Stocks almost made it back to green last week. The S&P was the best horse in the race, while Small Caps and Nasdaq were laggards. After four weeks of short-squeezing, the most shorted stocks ended the week lower.
Treasury yields were higher on the week, but the short end significantly underperformed amid all the inflation chatter. Five-year yields had their biggest spike since November 2019. That flattened the yield curve, prompting discussion of the potential for a Fed policy error.
And as break-evens surged, real yields crashed to record (negative) lows, providing support for gold.
Cryptos ended the week higher, but off their mid-week highs. Bitcoin topped $68,000 (a record), and Ethereum topped $4,850 (a record) before both fell back. ETH then rebounded aggressively, but fell back.

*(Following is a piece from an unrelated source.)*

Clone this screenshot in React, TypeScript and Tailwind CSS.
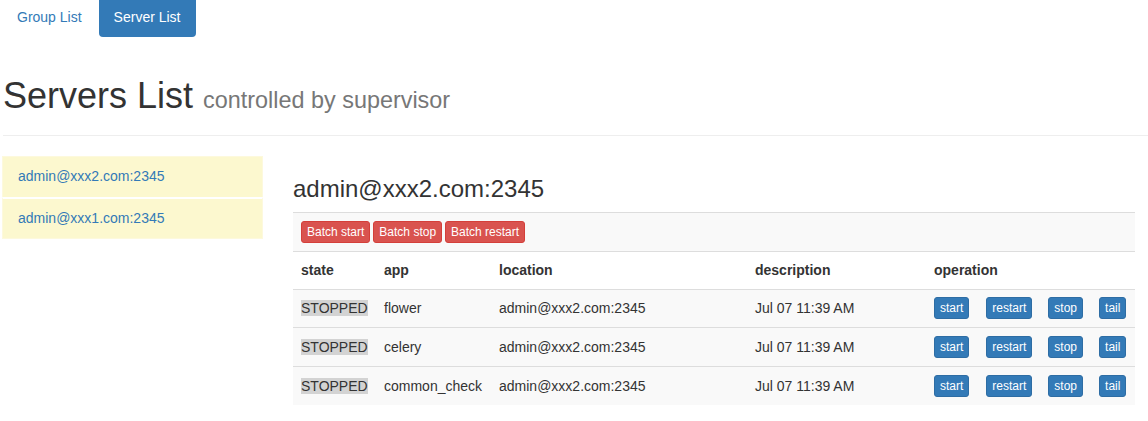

Gold had its best week since May, and silver had an even bigger gain. Gold topped $1,870, the highest since mid-June. Silver had a 5% gain (best week since May), to go above $25 and test its 200-day moving average.
Oil posted its longest stretch of weekly losses since March, with President Biden keeping investors guessing about whether he’ll act to tame higher energy prices that are driving inflation. At the pump, gas is at its highest since 2012.